[Collected data entries]

• • • • • • •

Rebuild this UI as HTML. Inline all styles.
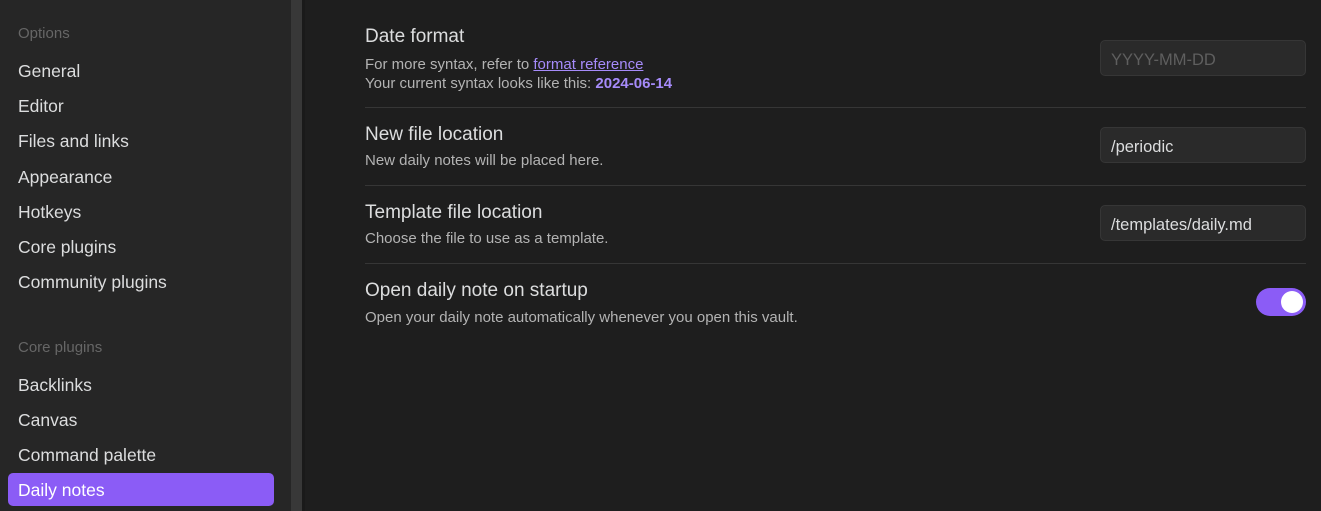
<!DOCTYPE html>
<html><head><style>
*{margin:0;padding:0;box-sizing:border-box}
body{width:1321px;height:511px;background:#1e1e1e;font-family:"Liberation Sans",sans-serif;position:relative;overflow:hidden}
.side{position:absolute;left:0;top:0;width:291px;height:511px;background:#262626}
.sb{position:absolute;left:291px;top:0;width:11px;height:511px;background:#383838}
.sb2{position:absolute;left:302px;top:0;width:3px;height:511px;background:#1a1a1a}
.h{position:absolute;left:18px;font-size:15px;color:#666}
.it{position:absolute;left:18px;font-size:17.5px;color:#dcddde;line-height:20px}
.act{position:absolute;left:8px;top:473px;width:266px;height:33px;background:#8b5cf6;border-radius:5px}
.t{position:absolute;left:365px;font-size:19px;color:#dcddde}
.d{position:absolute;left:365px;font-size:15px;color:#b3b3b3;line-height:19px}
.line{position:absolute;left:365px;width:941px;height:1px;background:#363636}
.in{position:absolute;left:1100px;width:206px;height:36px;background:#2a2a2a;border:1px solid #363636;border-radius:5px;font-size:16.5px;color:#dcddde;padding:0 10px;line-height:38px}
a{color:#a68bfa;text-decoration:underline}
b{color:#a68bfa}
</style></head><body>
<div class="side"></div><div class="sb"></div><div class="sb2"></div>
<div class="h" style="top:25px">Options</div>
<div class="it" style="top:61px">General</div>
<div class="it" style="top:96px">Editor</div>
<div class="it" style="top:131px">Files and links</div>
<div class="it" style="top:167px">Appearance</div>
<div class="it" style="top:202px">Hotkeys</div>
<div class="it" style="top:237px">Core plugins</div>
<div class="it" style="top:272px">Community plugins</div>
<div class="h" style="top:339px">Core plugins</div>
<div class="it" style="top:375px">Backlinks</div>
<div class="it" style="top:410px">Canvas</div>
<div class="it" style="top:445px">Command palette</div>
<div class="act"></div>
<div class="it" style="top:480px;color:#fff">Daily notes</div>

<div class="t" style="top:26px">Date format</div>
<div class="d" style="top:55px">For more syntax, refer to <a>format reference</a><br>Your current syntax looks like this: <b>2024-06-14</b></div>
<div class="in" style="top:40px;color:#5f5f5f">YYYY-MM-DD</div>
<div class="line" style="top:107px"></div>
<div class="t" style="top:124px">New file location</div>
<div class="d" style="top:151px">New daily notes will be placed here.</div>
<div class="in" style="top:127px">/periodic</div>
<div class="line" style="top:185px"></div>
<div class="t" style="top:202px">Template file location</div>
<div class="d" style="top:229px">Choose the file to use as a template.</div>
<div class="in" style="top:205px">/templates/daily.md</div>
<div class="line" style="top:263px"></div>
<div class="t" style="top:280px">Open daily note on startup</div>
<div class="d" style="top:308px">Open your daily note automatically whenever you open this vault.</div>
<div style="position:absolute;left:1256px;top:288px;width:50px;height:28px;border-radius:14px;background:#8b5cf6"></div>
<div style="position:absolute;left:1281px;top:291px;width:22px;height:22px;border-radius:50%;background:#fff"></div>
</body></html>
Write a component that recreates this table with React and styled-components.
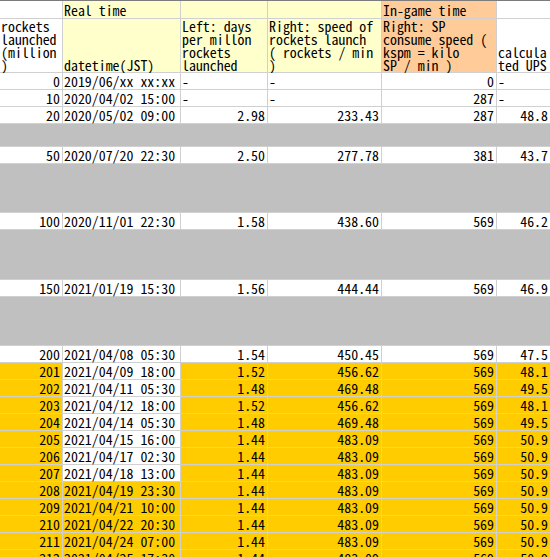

• • • • • • •

__What you are asked to do__
Omit the pictures and restate the rest of the records verbatim.

__Answer to the problem__
Rebuild this UI as HTML. Inline all styles.
<!DOCTYPE html>
<html><head><style>
*{margin:0;padding:0;box-sizing:border-box}
body{width:1321px;height:511px;background:#1e1e1e;font-family:"Liberation Sans",sans-serif;position:relative;overflow:hidden}
.side{position:absolute;left:0;top:0;width:291px;height:511px;background:#262626}
.sb{position:absolute;left:291px;top:0;width:11px;height:511px;background:#383838}
.sb2{position:absolute;left:302px;top:0;width:3px;height:511px;background:#1a1a1a}
.h{position:absolute;left:18px;font-size:15px;color:#666}
.it{position:absolute;left:18px;font-size:17.5px;color:#dcddde;line-height:20px}
.act{position:absolute;left:8px;top:473px;width:266px;height:33px;background:#8b5cf6;border-radius:5px}
.t{position:absolute;left:365px;font-size:19px;color:#dcddde}
.d{position:absolute;left:365px;font-size:15px;color:#b3b3b3;line-height:19px}
.line{position:absolute;left:365px;width:941px;height:1px;background:#363636}
.in{position:absolute;left:1100px;width:206px;height:36px;background:#2a2a2a;border:1px solid #363636;border-radius:5px;font-size:16.5px;color:#dcddde;padding:0 10px;line-height:38px}
a{color:#a68bfa;text-decoration:underline}
b{color:#a68bfa}
</style></head><body>
<div class="side"></div><div class="sb"></div><div class="sb2"></div>
<div class="h" style="top:25px">Options</div>
<div class="it" style="top:61px">General</div>
<div class="it" style="top:96px">Editor</div>
<div class="it" style="top:131px">Files and links</div>
<div class="it" style="top:167px">Appearance</div>
<div class="it" style="top:202px">Hotkeys</div>
<div class="it" style="top:237px">Core plugins</div>
<div class="it" style="top:272px">Community plugins</div>
<div class="h" style="top:339px">Core plugins</div>
<div class="it" style="top:375px">Backlinks</div>
<div class="it" style="top:410px">Canvas</div>
<div class="it" style="top:445px">Command palette</div>
<div class="act"></div>
<div class="it" style="top:480px;color:#fff">Daily notes</div>

<div class="t" style="top:26px">Date format</div>
<div class="d" style="top:55px">For more syntax, refer to <a>format reference</a><br>Your current syntax looks like this: <b>2024-06-14</b></div>
<div class="in" style="top:40px;color:#5f5f5f">YYYY-MM-DD</div>
<div class="line" style="top:107px"></div>
<div class="t" style="top:124px">New file location</div>
<div class="d" style="top:151px">New daily notes will be placed here.</div>
<div class="in" style="top:127px">/periodic</div>
<div class="line" style="top:185px"></div>
<div class="t" style="top:202px">Template file location</div>
<div class="d" style="top:229px">Choose the file to use as a template.</div>
<div class="in" style="top:205px">/templates/daily.md</div>
<div class="line" style="top:263px"></div>
<div class="t" style="top:280px">Open daily note on startup</div>
<div class="d" style="top:308px">Open your daily note automatically whenever you open this vault.</div>
<div style="position:absolute;left:1256px;top:288px;width:50px;height:28px;border-radius:14px;background:#8b5cf6"></div>
<div style="position:absolute;left:1281px;top:291px;width:22px;height:22px;border-radius:50%;background:#fff"></div>
</body></html>
Write a component that recreates this table with React and styled-components.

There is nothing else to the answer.